B. If your position is valid, then you should be a universalist, since Paul also says that all those that are predestined are also called, justified, and glorified. Will you seriously argue that all those predestined are not also called and all those called are not justified and all those justified are not glorified. How do you get "some" of those predestined being justified from Romans 8:29 -30? Where is the text that says that?
Salvation being the end result of election makes no sense, unless you have knowledge of the conditions you set forth. This is what I believe, in God's infinite foreknowledge he knew who the "elect" would be since the foundation of the world.
And no Calvinist says otherwise. As I've stated already. God does not choose anyone based on some foreseen virtue or merit, but his appointment unto life is through the secondary or instrumental cause of faith, not apart from the fulfillment of that condition. No man is elected apart from the agency of faith.
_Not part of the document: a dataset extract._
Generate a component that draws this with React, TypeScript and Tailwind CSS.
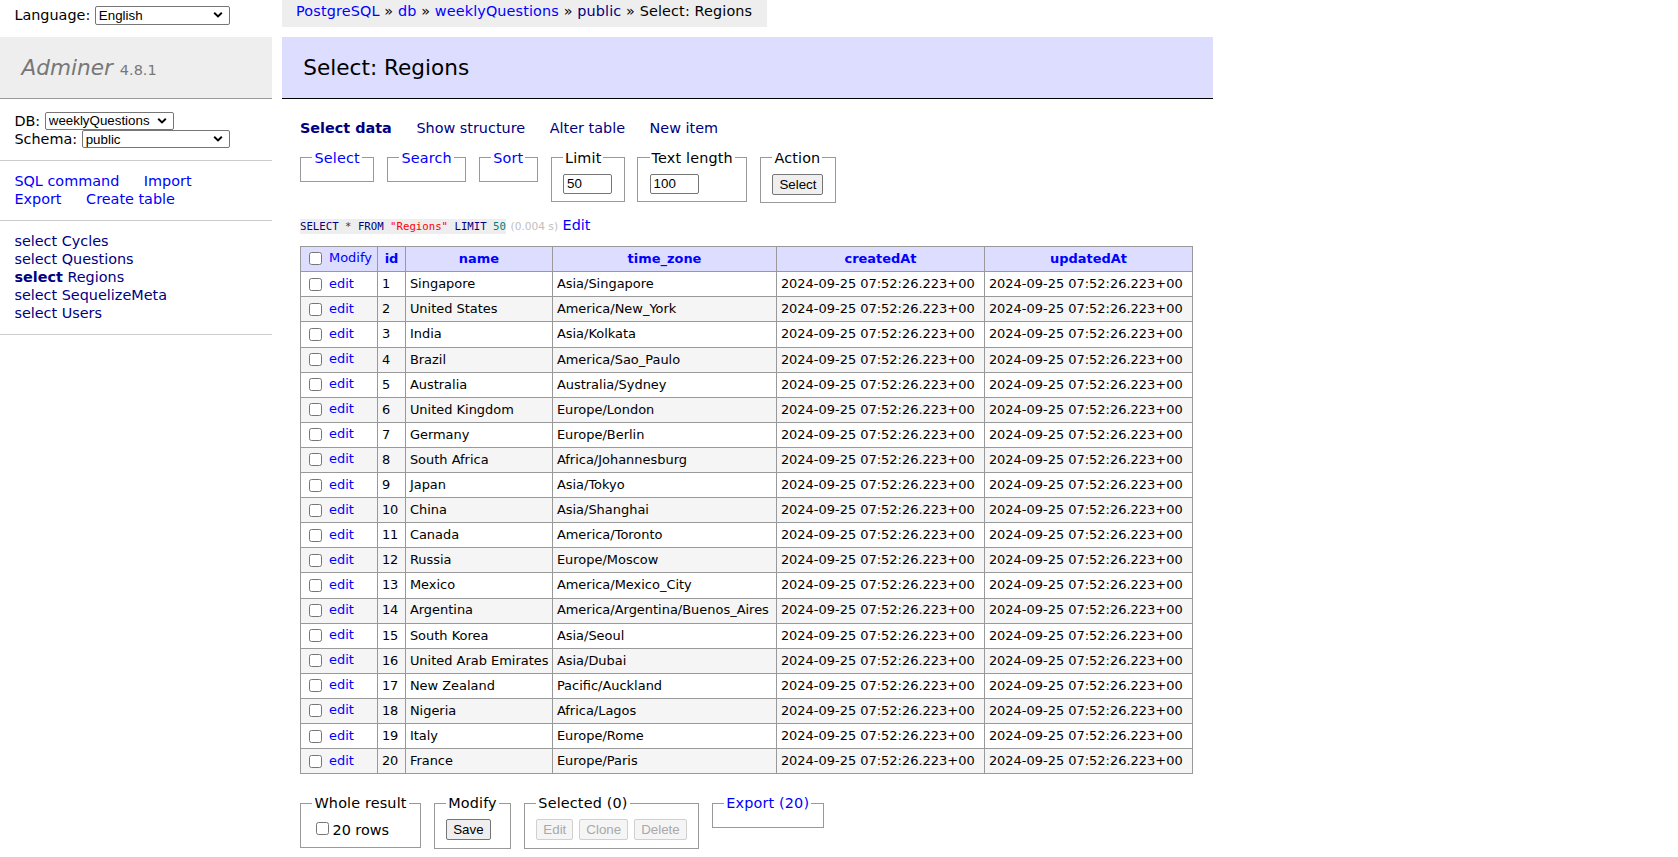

The issue is the grounding or anchor, the determining factor of the election itself Where is it located according to Scripture?...in man or God? The issue has nothing to do with the ends of election alone.
By grounding it in man, the Arminian, not the Calvinist makes God partial. Why? Because the faith arises from natural man himself. The Calvinist has God supplying the condition of faith Himself. Justification is conditional. Election is not. You're conflating justification with election and saying election unto justification is based on the condition of justification itself being satisfied by believers. By reversing the order, you are saying God elects a man to be saved based on him acting to save himself. Since man is saved by being justified (declared righteous), you're saying that God has elected who WILL BE saved (from eternity past, e..g TO BE justified, on the basis of them being justified. That's not logical, and it is Romanist.